BVB zeigt die beste Leistung der Saison
Jeder Zweikampf, jeder gute Pass, jeder Abschluss wurde von den Anhängern frenetisch bejubelt. Und das fast im Sekundentakt, weil Borussia Dortmund in den ersten 45 Minuten die vermutlich beste Leistung dieser Saison zeigte. Klare Grundstruktur im 3-5-2, intensives Anlaufen jedes einzelnen Gegenspielers, unnachgiebig in den Zweikämpfen, scharfe Pässe und tolle Kombinationen. Dortmund fightete nicht nur, Dortmund spielte Fußball. Und was für einen.
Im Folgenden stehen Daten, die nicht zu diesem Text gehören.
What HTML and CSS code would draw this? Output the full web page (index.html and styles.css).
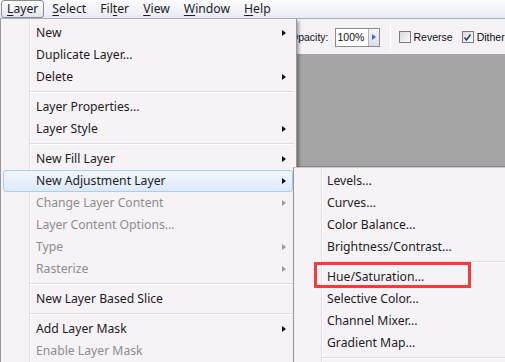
FILE: index.html
```html
<!DOCTYPE html>
<html lang="en">
<head>
    <meta charset="UTF-8">
    <meta name="viewport" content="width=device-width, initial-scale=1.0">
    <title>Layer Menu</title>
    <link rel="stylesheet" href="styles.css">
</head>
<body>
    <div class="menubar">
        <span class="menu-title active"><u>L</u>ayer</span>
        <span class="menu-title"><u>S</u>elect</span>
        <span class="menu-title">Fil<u>t</u>er</span>
        <span class="menu-title"><u>V</u>iew</span>
        <span class="menu-title"><u>W</u>indow</span>
        <span class="menu-title"><u>H</u>elp</span>
    </div>

    <div class="options-bar">
        <span class="opacity-label">Opacity:</span>
        <span class="field">
            <span class="field-value">100%</span>
            <span class="field-btn"></span>
        </span>
        <span class="bar-divider"></span>
        <span class="check"><span class="box"></span>Reverse</span>
        <span class="check"><span class="box checked">
            <svg viewBox="0 0 9 9" width="9" height="9"><polyline points="1.5 4.5 3.5 7 7.5 1.5" fill="none" stroke="#2a3f8a" stroke-width="1.6"></polyline></svg>
        </span>Dither</span>
    </div>

    <div class="canvas"></div>

    <!-- Layer dropdown -->
    <div class="menu main-menu">
        <div class="item sub">New</div>
        <div class="item">Duplicate Layer...</div>
        <div class="item sub">Delete</div>
        <div class="sep"></div>
        <div class="item">Layer Properties...</div>
        <div class="item sub">Layer Style</div>
        <div class="sep"></div>
        <div class="item sub">New Fill Layer</div>
        <div class="item sub hover">New Adjustment Layer</div>
        <div class="item sub disabled">Change Layer Content</div>
        <div class="item disabled">Layer Content Options...</div>
        <div class="item sub disabled">Type</div>
        <div class="item sub disabled">Rasterize</div>
        <div class="sep"></div>
        <div class="item">New Layer Based Slice</div>
        <div class="sep"></div>
        <div class="item sub">Add Layer Mask</div>
        <div class="item disabled">Enable Layer Mask</div>
    </div>

    <!-- New Adjustment Layer submenu -->
    <div class="menu sub-menu">
        <div class="item">Levels...</div>
        <div class="item">Curves...</div>
        <div class="item">Color Balance...</div>
        <div class="item">Brightness/Contrast...</div>
        <div class="sep"></div>
        <div class="item">Hue/Saturation...</div>
        <div class="item">Selective Color...</div>
        <div class="item">Channel Mixer...</div>
        <div class="item">Gradient Map...</div>
        <div class="sep"></div>
    </div>

    <div class="callout"></div>
</body>
</html>
```

FILE: styles.css
```css
* {
    margin: 0;
    padding: 0;
    box-sizing: border-box;
}

body {
    width: 505px;
    height: 362px;
    overflow: hidden;
    position: relative;
    background-color: #a5a5a5;
    font-family: 'Noto Sans', 'Open Sans', sans-serif;
    font-size: 12.2px;
    color: #1c1c24;
}

/* top menu bar */
.menubar {
    height: 18px;
    display: flex;
    align-items: center;
    gap: 2px;
    padding-left: 1px;
    font-size: 12.2px;
    background: linear-gradient(#fbfbfe, #eaeaf5);
}

.menu-title {
    height: 18px;
    line-height: 16px;
    padding: 0 5px;
    border: 1px solid transparent;
    border-radius: 3px;
}

.menu-title u {
    text-decoration-thickness: 1px;
    text-underline-offset: 2px;
}

.menu-title.active {
    border-color: #8a8a96;
    background: linear-gradient(#fdfdfd, #e4e4ee);
}

/* tool options */
.options-bar {
    height: 36px;
    border-top: 1px solid #b0b0c4;
    background-color: #f5f2f5;
    display: flex;
    align-items: center;
    padding-left: 290px;
    padding-top: 1px;
    font-family: 'Liberation Sans', Arial, sans-serif;
    font-size: 10.5px;
    color: #111;
}

.opacity-label {
    margin-right: 6px;
}

.field {
    display: flex;
    height: 19px;
    border: 1px solid #8c8c8c;
    background-color: #fff;
}

.field-value {
    width: 32px;
    padding-left: 2px;
    line-height: 17px;
}

.field-btn {
    width: 11px;
    border-left: 1px solid #b4b4b4;
    background: linear-gradient(#f4f4f8, #dcdce6);
    position: relative;
}

.field-btn::after {
    content: '';
    position: absolute;
    left: 3px;
    top: 5px;
    border-left: 4px solid #3d6ad6;
    border-top: 3px solid transparent;
    border-bottom: 3px solid transparent;
}

.bar-divider {
    width: 1px;
    height: 26px;
    margin: 0 8px 0 10px;
    background-color: #a8a8a8;
    border-right: 1px solid #fff;
    box-sizing: content-box;
}

.check {
    display: flex;
    align-items: center;
    gap: 3px;
    margin-right: 9px;
}

.box {
    width: 12px;
    height: 12px;
    border: 1px solid #7a7a7a;
    background: linear-gradient(135deg, #dcdcdc, #fafafa);
    display: flex;
    align-items: center;
    justify-content: center;
}

.canvas {
    height: 113px;
    background-color: #a5a5a5;
    border-bottom: 1px solid #8a8a8a;
}

/* dropdown menus */
.menu {
    position: absolute;
    background: linear-gradient(to right, transparent 28px, #e2dee2 28px, #e2dee2 29px, #fff 29px, #fff 30px, transparent 30px), #f6f2f6;
    border-left: 1px solid #979797;
    box-shadow: 2px 2px 3px rgba(0, 0, 0, 0.35);
}

.main-menu {
    left: 0;
    top: 19px;
    width: 297px;
    height: 360px;
    padding-top: 3px;
    border-right: 1px solid #979797;
}

.sub-menu {
    left: 293px;
    top: 167px;
    width: 230px;
    height: 210px;
    padding-top: 2px;
    border-top: 1px solid #c8c8c8;
    background: linear-gradient(to right, transparent 27px, #e2dee2 27px, #e2dee2 28px, #fff 28px, #fff 29px, transparent 29px), #f6f2f6;
}

.item {
    position: relative;
    height: 22px;
    line-height: 20px;
    margin: 0 3px 0 2px;
    padding-left: 32px;
    border: 1px solid transparent;
    border-radius: 3px;
    white-space: nowrap;
}

.sub-menu .item {
    padding-left: 30px;
}

.item.sub::after {
    content: '';
    position: absolute;
    right: 6px;
    top: 7px;
    border-left: 4px solid #111;
    border-top: 3.5px solid transparent;
    border-bottom: 3.5px solid transparent;
}

.item.disabled {
    color: #8d8d8d;
}

.item.disabled::after {
    border-left-color: #9a9a9a;
}

.item.hover {
    border-color: #aecbf0;
    background: linear-gradient(#f1f6fd, #dde9f9);
}

.sep {
    height: 1px;
    margin: 3px 2px 3px 29px;
    background-color: #e0dce0;
    border-bottom: 1px solid #fff;
    box-sizing: content-box;
}

.sub-menu .sep {
    margin-left: 28px;
}

/* red highlight around Hue/Saturation */
.callout {
    position: absolute;
    left: 314px;
    top: 262px;
    width: 157px;
    height: 26px;
    border: 3px solid #f53b3b;
}
```
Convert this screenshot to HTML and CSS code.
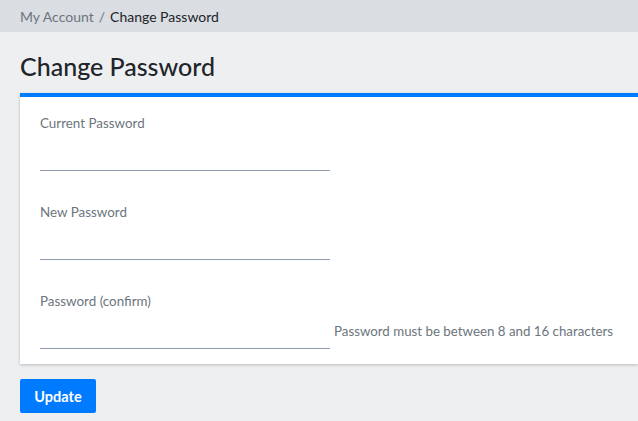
FILE: index.html
```html
<!DOCTYPE html>
<html lang="en">
<head>
<meta charset="utf-8">
<title>Change Password</title>
<link rel="stylesheet" href="styles.css">
</head>
<body>
<nav class="breadcrumb">
  <a class="crumb-link" href="#">My Account</a>
  <span class="crumb-sep">/</span>
  <span class="crumb-current">Change Password</span>
</nav>
<main class="page">
  <h1 class="title">Change Password</h1>
  <form class="card">
    <div class="group">
      <label class="label" for="cur">Current Password</label>
      <div class="row"><input class="input" id="cur" type="password"></div>
    </div>
    <div class="group">
      <label class="label" for="new">New Password</label>
      <div class="row"><input class="input" id="new" type="password"></div>
    </div>
    <div class="group last">
      <label class="label" for="conf">Password (confirm)</label>
      <div class="row"><input class="input" id="conf" type="password"><span class="help">Password must be between 8 and 16 characters</span></div>
    </div>
  </form>
  <button class="btn" type="button">Update</button>
</main>
</body>
</html>
```
FILE: styles.css
```css
* { box-sizing: border-box; }
html, body { margin: 0; padding: 0; }
body {
  background: #eeeff1;
  font-family: Lato, "Noto Sans", sans-serif;
  color: #212529;
  width: 638px;
  overflow: hidden;
}
.breadcrumb {
  height: 32px;
  background: #dadde1;
  display: flex;
  align-items: center;
  gap: 5px;
  padding-left: 20px;
  font-size: 14px;
}
.crumb-link { color: #6c757d; text-decoration: none; }
.crumb-sep { color: #6c757d; }
.crumb-current { color: #212529; }
.page { padding: 0 0 0 20px; }
.title {
  margin: 0;
  padding: 19px 0 0;
  height: 61px;
  font-size: 25px;
  font-weight: 500;
  line-height: 30px;
  color: #212529;
}
.card {
  background: #fff;
  border-top: 4px solid #007bff;
  padding: 16px 20px 15px;
  box-shadow: 0 1px 3px rgba(0,0,0,0.22);
}
.group { margin-bottom: 31px; }
.group.last { margin-bottom: 0; }
.label {
  display: block;
  font-size: 13.4px;
  line-height: 20px;
  color: #6c757d;
}
.row { display: flex; align-items: center; gap: 4px; }
.input {
  width: 290px;
  height: 38px;
  border: 0;
  border-bottom: 1px solid #8f9cae;
  background: transparent;
  outline: none;
  margin: 0;
  padding: 0;
}
.help { font-size: 13.3px; line-height: 20px; color: #6c757d; padding-top: 2px; }
.btn {
  margin-top: 15px;
  height: 34px;
  width: 76px;
  padding: 0;
  background: #007bff;
  color: #fff;
  border: 0;
  border-radius: 2px;
  font-family: Lato, "Noto Sans", sans-serif;
  font-size: 14.5px;
  font-weight: 700;
}
```
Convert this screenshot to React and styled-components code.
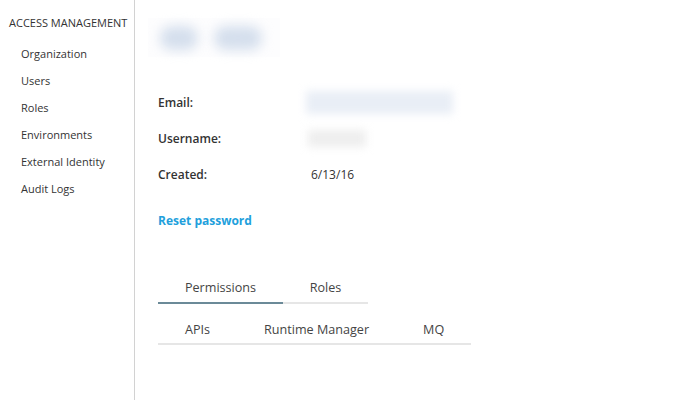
import React from 'react';
import styled, { createGlobalStyle } from 'styled-components';

const GlobalStyle = createGlobalStyle`
  html, body {
    margin: 0;
    padding: 0;
    background: #fff;
  }
  body {
    font-family: "Open Sans", "Liberation Sans", sans-serif;
    color: #333;
  }
`;

const Page = styled.div`
  display: flex;
  width: 681px;
  height: 403px;
  overflow: hidden;
`;

const Sidebar = styled.nav`
  width: 135px;
  height: 400px;
  border-right: 1px solid #d2d2d2;
  padding-top: 15px;
  box-sizing: border-box;
  flex-shrink: 0;
`;

const SideTitle = styled.div`
  font-size: 11px;
  line-height: 16px;
  padding-left: 9px;
  color: #333;
  text-transform: uppercase;
  white-space: nowrap;
`;

const SideList = styled.ul`
  list-style: none;
  margin: 9px 0 0;
  padding: 0;
`;

const SideItem = styled.li`
  font-size: 11px;
  line-height: 27px;
  padding-left: 21px;
  color: #333;
`;

const Main = styled.main`
  flex: 1;
  padding: 18px 0 0 23px;
`;

const Heading = styled.div`
  display: flex;
  gap: 16px;
  align-items: center;
  width: 132px;
  height: 39px;
  margin-left: -10px;
  padding-left: 12px;
  box-sizing: border-box;
  background: #fdfdfe;
`;

const Blob = styled.span`
  display: block;
  width: ${p => p.w}px;
  height: 24px;
  border-radius: 12px;
  background: #d5dfed;
  filter: blur(6px);
`;

const Fields = styled.dl`
  display: grid;
  grid-template-columns: 153px auto;
  grid-auto-rows: 36px;
  align-items: center;
  margin: 27px 0 0;
`;

const Label = styled.dt`
  font-size: 12px;
  font-weight: 600;
  color: #333;
`;

const Value = styled.dd`
  margin: 0;
  font-size: 12px;
  color: #333;
`;

const Redacted = styled.span`
  display: block;
  width: ${p => p.w}px;
  height: ${p => p.h}px;
  margin-left: ${p => p.x || 0}px;
  background: ${p => p.tone};
  filter: blur(4px);
`;

const ResetLink = styled.a`
  display: inline-block;
  margin-top: 20px;
  font-size: 12px;
  font-weight: 700;
  color: #229fdc;
  text-decoration: none;
`;

const Tabs = styled.div`
  display: flex;
  margin-top: 49px;
`;

const Tab = styled.div`
  width: ${p => p.w}px;
  text-align: center;
  font-size: 12.6px;
  line-height: 18px;
  padding-bottom: 5px;
  color: #444;
  border-bottom: 2px solid ${p => (p.active ? '#6b8a98' : '#e6e6e6')};
`;

const SubTabs = styled.div`
  display: inline-flex;
  margin-top: 17px;
  border-bottom: 2px solid #e6e6e6;
`;

const SubTab = styled.div`
  padding: 0 27px 4px;
  font-size: 12.6px;
  line-height: 18px;
  color: #444;
  white-space: nowrap;
`;

const items = ['Organization', 'Users', 'Roles', 'Environments', 'External Identity', 'Audit Logs'];

export default function App() {
  return (
    <Page>
      <GlobalStyle />
      <Sidebar>
        <SideTitle>Access Management</SideTitle>
        <SideList>
          {items.map(item => <SideItem key={item}>{item}</SideItem>)}
        </SideList>
      </Sidebar>
      <Main>
        <Heading>
          <Blob w={38} />
          <Blob w={48} />
        </Heading>
        <Fields>
          <Label>Email:</Label>
          <Value><Redacted w={147} h={23} x={-5} tone="#e9eef6" /></Value>
          <Label>Username:</Label>
          <Value><Redacted w={58} h={17} x={-3} tone="#eeeeee" /></Value>
          <Label>Created:</Label>
          <Value>6/13/16</Value>
        </Fields>
        <ResetLink href="#">Reset password</ResetLink>
        <Tabs>
          <Tab w={125} active>Permissions</Tab>
          <Tab w={85}>Roles</Tab>
        </Tabs>
        <SubTabs>
          <SubTab>APIs</SubTab>
          <SubTab>Runtime Manager</SubTab>
          <SubTab>MQ</SubTab>
        </SubTabs>
      </Main>
    </Page>
  );
}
So guten Fußball, dass Barcelona extrem beeindruckt reagierte und der Ball plötzlich schon wieder im Netz der Gäste lag. Felix Nmecha hatte Groß auf die Reise geschickt, der schob überlegt ein – stand beim Pass allerdings deutlich im Abseits und verzichtete direkt auf den Jubel (16.). Zwischen Fans und Spielern war längst eine Symbiose entstanden, die man lange Zeit nicht mehr so intensiv gespürt hatte. Wie beflügelt spielten sich die Gastgeber gegen ein fast komplett abgemeldetes Barca Chance um Chance heraus: Ramy Bensebaini stieg nach einer Ecke am höchsten (20.), Maximilian Beier hatte wohl nicht mitbekommen, wie frei er beim Groß-Freistoß zum Kopfball kam (29.) und für Adeyemi wurde der Winkel nach langem Lauf zu spitz (37.).
BVB-Stürmer Guirassy ist überall
Doch der sprichwörtliche Funke wurde erst nach dem Wiederanpfiff zu einer immer größer werdenden Flamme. Adeyemi und Groß ließen die große Doppelchance auf das 2:0 noch liegen, doch Guirassy drückte die anschließende Ecke nach Bensebaini-Vorarbeit per Kopf über die Linie (49.). Der BVB schnupperte tatsächlich an der Sensation. Das Stadion explodierte. Und wurde plötzlich mucksmäuschenstill. Die irre Aufholjagd fand in der 54. Minute ihr jähes Ende. Groß ließ auf dem Flügel Fermin laufen, dessen Hereingabe bugsierte Bensebaini aus fünf Metern ins eigene Netz. Der dicke Dämpfer!
Doch auch der sollte Fans und Mannschaft nicht von ihrem Glauben abbringen. In etlichen Spielen wäre dieses Team nach solch diesem Rückschlag zusammengebrochen. An diesem Abend ging es einfach weiter, als sei nichts geschehen – und setzte in Person von Guirassy sogar noch einen drauf. Nach einem schwachen Klärungsversuch von Ronald Araujo setzte der Guineer den Ball zum dritten Mal ins Netz.
BVB-Joker Brandt steht knapp im Abseits
Und wer weiß, was an diesem Abend noch passiert wäre, wenn Julian Brandt nicht zwei Schritte im Abseits gestanden hätte, als er nach einem langen Lauf durch die Beine von Szczesny zum vermeintlichen 4:1 traf (79.). So blieb die Sensation aus. Doch der BVB hatte Barcelona an diesem Abend die erste Pflichtspiel-Niederlage im Jahr 2025 zugefügt und auf Europas größter Fußballbühne noch einmal sein bestes Gesicht gezeigt. Wann Borussia Dortmund dort wieder spielen darf, ist eine mehr denn je offene Frage.